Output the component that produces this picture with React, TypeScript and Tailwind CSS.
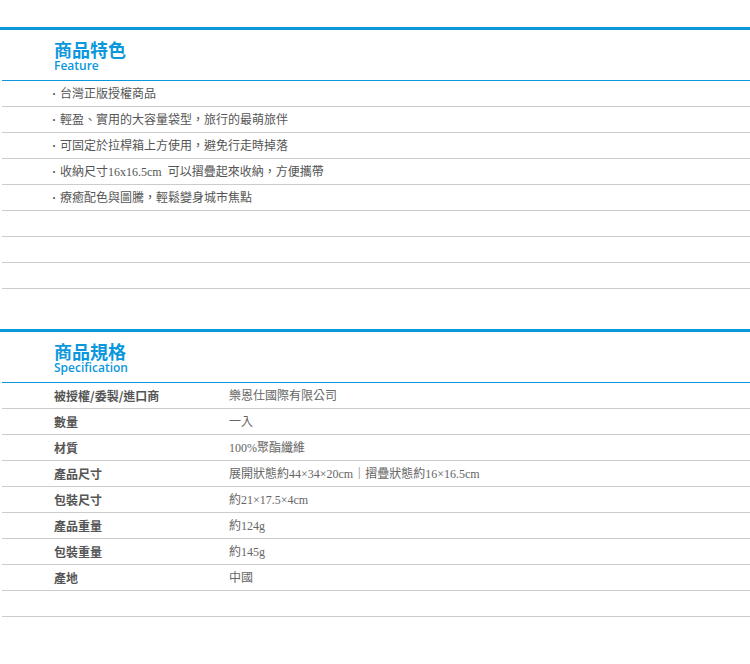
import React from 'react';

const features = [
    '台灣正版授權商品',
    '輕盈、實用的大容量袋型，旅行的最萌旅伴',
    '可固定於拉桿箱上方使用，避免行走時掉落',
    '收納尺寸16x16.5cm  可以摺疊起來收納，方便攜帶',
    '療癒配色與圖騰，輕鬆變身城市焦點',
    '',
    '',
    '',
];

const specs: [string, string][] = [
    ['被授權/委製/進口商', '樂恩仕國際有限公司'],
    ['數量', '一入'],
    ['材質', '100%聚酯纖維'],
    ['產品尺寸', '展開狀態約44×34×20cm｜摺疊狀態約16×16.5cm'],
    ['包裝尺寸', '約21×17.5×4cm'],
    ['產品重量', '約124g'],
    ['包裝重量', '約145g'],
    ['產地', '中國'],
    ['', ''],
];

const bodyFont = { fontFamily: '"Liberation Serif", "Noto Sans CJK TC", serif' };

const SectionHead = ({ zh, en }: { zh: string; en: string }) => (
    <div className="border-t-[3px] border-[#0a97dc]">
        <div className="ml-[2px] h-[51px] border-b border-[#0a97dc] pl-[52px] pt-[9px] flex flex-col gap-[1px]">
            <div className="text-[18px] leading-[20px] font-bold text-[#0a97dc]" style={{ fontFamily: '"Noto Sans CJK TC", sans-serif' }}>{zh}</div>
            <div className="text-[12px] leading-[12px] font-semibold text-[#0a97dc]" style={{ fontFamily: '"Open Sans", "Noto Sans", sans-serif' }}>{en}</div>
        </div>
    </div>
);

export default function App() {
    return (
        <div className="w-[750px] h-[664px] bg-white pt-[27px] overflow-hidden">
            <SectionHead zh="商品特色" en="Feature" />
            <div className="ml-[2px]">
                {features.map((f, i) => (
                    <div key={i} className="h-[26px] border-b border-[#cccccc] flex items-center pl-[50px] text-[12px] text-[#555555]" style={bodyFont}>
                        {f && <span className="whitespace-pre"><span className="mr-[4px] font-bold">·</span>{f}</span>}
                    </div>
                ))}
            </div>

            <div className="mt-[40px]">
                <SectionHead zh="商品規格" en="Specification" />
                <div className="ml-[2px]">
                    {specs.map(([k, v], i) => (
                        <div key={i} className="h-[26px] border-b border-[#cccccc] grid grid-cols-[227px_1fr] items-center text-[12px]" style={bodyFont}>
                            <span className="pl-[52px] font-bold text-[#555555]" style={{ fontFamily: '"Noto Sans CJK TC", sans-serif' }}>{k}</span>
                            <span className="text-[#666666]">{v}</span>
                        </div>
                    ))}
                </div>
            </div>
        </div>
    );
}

****

▶ Problem description:
Write out each line of the data exactly; the images should be left out.

▶ Correct output:
Output the component that produces this picture with React, TypeScript and Tailwind CSS.
import React from 'react';

const features = [
    '台灣正版授權商品',
    '輕盈、實用的大容量袋型，旅行的最萌旅伴',
    '可固定於拉桿箱上方使用，避免行走時掉落',
    '收納尺寸16x16.5cm  可以摺疊起來收納，方便攜帶',
    '療癒配色與圖騰，輕鬆變身城市焦點',
    '',
    '',
    '',
];

const specs: [string, string][] = [
    ['被授權/委製/進口商', '樂恩仕國際有限公司'],
    ['數量', '一入'],
    ['材質', '100%聚酯纖維'],
    ['產品尺寸', '展開狀態約44×34×20cm｜摺疊狀態約16×16.5cm'],
    ['包裝尺寸', '約21×17.5×4cm'],
    ['產品重量', '約124g'],
    ['包裝重量', '約145g'],
    ['產地', '中國'],
    ['', ''],
];

const bodyFont = { fontFamily: '"Liberation Serif", "Noto Sans CJK TC", serif' };

const SectionHead = ({ zh, en }: { zh: string; en: string }) => (
    <div className="border-t-[3px] border-[#0a97dc]">
        <div className="ml-[2px] h-[51px] border-b border-[#0a97dc] pl-[52px] pt-[9px] flex flex-col gap-[1px]">
            <div className="text-[18px] leading-[20px] font-bold text-[#0a97dc]" style={{ fontFamily: '"Noto Sans CJK TC", sans-serif' }}>{zh}</div>
            <div className="text-[12px] leading-[12px] font-semibold text-[#0a97dc]" style={{ fontFamily: '"Open Sans", "Noto Sans", sans-serif' }}>{en}</div>
        </div>
    </div>
);

export default function App() {
    return (
        <div className="w-[750px] h-[664px] bg-white pt-[27px] overflow-hidden">
            <SectionHead zh="商品特色" en="Feature" />
            <div className="ml-[2px]">
                {features.map((f, i) => (
                    <div key={i} className="h-[26px] border-b border-[#cccccc] flex items-center pl-[50px] text-[12px] text-[#555555]" style={bodyFont}>
                        {f && <span className="whitespace-pre"><span className="mr-[4px] font-bold">·</span>{f}</span>}
                    </div>
                ))}
            </div>

            <div className="mt-[40px]">
                <SectionHead zh="商品規格" en="Specification" />
                <div className="ml-[2px]">
                    {specs.map(([k, v], i) => (
                        <div key={i} className="h-[26px] border-b border-[#cccccc] grid grid-cols-[227px_1fr] items-center text-[12px]" style={bodyFont}>
                            <span className="pl-[52px] font-bold text-[#555555]" style={{ fontFamily: '"Noto Sans CJK TC", sans-serif' }}>{k}</span>
                            <span className="text-[#666666]">{v}</span>
                        </div>
                    ))}
                </div>
            </div>
        </div>
    );
}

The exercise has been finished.